— Start of Source data —
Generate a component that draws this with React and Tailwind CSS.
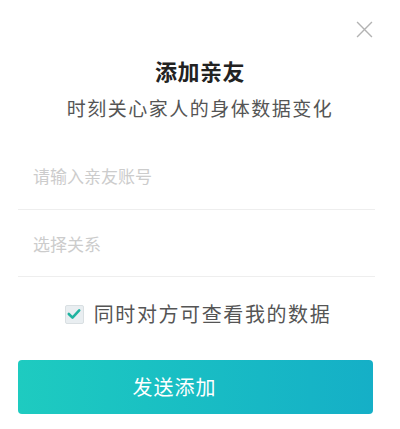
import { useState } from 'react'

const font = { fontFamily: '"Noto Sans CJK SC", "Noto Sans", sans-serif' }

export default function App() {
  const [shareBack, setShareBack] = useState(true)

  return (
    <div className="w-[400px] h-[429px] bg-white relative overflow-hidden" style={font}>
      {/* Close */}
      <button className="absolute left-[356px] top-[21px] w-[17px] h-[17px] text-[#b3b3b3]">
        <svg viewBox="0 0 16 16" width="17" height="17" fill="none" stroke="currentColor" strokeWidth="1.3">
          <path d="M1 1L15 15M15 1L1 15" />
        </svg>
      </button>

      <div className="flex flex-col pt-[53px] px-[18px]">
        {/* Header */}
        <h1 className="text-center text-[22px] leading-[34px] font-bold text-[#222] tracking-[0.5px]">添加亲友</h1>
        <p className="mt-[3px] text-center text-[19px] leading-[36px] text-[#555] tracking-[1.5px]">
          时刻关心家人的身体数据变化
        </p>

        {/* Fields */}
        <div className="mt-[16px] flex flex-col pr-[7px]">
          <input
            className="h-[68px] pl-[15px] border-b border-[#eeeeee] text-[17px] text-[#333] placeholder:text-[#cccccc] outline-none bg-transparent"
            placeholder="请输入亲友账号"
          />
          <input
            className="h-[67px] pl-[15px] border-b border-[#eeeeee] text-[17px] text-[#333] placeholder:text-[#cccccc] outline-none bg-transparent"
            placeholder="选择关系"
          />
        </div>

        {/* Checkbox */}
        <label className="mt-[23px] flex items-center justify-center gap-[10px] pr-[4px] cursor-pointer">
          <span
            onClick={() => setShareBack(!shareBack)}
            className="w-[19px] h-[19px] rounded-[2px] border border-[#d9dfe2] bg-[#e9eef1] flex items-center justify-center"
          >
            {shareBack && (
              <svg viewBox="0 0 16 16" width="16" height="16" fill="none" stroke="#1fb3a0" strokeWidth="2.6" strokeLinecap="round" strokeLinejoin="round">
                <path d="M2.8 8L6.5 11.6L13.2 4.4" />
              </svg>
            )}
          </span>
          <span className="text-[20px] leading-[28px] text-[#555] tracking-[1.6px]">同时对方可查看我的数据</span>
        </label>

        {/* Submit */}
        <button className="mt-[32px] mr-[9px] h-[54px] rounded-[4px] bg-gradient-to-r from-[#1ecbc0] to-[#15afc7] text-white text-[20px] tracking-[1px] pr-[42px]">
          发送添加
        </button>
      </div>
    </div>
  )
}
— End of Source data —
— Start of Source data —
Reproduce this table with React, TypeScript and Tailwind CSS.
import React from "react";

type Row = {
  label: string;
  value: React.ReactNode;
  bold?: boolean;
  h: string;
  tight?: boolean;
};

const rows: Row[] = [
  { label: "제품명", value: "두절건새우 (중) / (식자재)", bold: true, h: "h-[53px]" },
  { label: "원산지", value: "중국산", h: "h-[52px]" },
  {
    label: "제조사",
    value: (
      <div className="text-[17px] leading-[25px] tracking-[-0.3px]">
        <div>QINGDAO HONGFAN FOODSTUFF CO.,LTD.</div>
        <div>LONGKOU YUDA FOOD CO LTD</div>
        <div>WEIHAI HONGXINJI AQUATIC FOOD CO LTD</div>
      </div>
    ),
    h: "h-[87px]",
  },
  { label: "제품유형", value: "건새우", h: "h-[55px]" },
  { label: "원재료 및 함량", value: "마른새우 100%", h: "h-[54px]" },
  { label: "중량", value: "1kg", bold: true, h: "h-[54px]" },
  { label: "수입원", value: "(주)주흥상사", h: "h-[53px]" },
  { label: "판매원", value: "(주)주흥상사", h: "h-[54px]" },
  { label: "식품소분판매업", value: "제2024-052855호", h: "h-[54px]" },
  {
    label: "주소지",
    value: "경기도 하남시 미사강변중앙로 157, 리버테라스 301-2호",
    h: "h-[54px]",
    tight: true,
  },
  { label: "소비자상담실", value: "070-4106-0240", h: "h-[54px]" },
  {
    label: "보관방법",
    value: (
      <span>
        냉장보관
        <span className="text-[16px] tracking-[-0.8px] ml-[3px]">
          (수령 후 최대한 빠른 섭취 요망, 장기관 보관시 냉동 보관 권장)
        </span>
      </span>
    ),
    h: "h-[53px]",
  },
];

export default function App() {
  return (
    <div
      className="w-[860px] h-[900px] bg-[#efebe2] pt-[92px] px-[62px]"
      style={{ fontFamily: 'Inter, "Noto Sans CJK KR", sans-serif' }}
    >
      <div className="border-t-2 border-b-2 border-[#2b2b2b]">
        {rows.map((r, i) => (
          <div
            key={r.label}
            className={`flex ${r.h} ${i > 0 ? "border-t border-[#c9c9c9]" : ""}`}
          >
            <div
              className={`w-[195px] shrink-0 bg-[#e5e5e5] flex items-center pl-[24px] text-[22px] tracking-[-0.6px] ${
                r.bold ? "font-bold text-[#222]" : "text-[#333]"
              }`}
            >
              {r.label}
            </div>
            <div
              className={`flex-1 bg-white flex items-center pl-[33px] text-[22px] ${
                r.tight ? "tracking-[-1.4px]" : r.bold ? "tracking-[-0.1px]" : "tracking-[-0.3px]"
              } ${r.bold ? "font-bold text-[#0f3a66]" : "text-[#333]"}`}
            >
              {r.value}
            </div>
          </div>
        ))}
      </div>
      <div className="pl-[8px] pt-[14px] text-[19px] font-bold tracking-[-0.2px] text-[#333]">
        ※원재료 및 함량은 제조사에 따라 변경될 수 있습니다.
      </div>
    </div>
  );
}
— End of Source data —
— Start of Source data —
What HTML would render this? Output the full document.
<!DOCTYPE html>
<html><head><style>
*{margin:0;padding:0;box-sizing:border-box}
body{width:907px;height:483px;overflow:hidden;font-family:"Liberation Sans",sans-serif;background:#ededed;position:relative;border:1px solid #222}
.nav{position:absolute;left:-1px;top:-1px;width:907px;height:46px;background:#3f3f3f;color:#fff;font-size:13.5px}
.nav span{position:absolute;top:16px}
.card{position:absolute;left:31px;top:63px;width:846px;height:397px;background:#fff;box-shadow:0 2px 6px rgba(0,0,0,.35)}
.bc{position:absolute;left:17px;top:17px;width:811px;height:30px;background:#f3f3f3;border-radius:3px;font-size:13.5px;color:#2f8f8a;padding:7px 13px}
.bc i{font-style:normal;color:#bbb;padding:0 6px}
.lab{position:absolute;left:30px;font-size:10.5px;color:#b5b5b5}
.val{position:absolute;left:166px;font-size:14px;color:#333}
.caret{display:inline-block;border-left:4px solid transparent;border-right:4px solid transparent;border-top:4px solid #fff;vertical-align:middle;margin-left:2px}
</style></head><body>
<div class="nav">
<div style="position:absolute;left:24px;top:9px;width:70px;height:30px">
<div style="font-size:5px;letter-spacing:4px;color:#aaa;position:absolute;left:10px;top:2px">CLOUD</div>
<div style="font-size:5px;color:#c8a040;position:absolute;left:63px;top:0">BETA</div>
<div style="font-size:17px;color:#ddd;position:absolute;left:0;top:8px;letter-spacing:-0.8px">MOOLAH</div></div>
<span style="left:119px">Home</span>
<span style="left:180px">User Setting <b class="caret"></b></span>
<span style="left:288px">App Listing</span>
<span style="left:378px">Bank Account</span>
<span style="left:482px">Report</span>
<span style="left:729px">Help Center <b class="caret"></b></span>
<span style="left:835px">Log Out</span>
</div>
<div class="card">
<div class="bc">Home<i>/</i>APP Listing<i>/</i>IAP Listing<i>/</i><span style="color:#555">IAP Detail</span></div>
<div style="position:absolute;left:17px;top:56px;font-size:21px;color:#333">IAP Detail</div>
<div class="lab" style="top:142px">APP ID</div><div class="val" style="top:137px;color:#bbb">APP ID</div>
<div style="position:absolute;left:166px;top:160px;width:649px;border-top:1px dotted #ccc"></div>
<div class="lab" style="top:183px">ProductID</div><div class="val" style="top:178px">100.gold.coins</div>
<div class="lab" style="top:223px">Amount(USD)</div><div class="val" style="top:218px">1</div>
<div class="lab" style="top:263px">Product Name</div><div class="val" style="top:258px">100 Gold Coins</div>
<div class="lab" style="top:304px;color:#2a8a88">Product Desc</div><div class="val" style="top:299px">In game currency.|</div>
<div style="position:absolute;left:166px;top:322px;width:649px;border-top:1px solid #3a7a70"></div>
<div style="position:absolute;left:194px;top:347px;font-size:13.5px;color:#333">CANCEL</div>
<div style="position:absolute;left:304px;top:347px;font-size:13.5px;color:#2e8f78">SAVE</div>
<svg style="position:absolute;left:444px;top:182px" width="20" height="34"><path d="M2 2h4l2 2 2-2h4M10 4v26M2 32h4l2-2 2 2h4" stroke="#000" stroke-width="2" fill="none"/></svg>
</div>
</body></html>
— End of Source data —
» Problem statement:
Copy, exactly as they stand, the lines from the one that holds "Generate a component" to the one that holds "const [shareBack, setShareBack]", both included, and drop every picture.

» Task output:
Generate a component that draws this with React and Tailwind CSS.
import { useState } from 'react'

const font = { fontFamily: '"Noto Sans CJK SC", "Noto Sans", sans-serif' }

export default function App() {
  const [shareBack, setShareBack] = useState(true)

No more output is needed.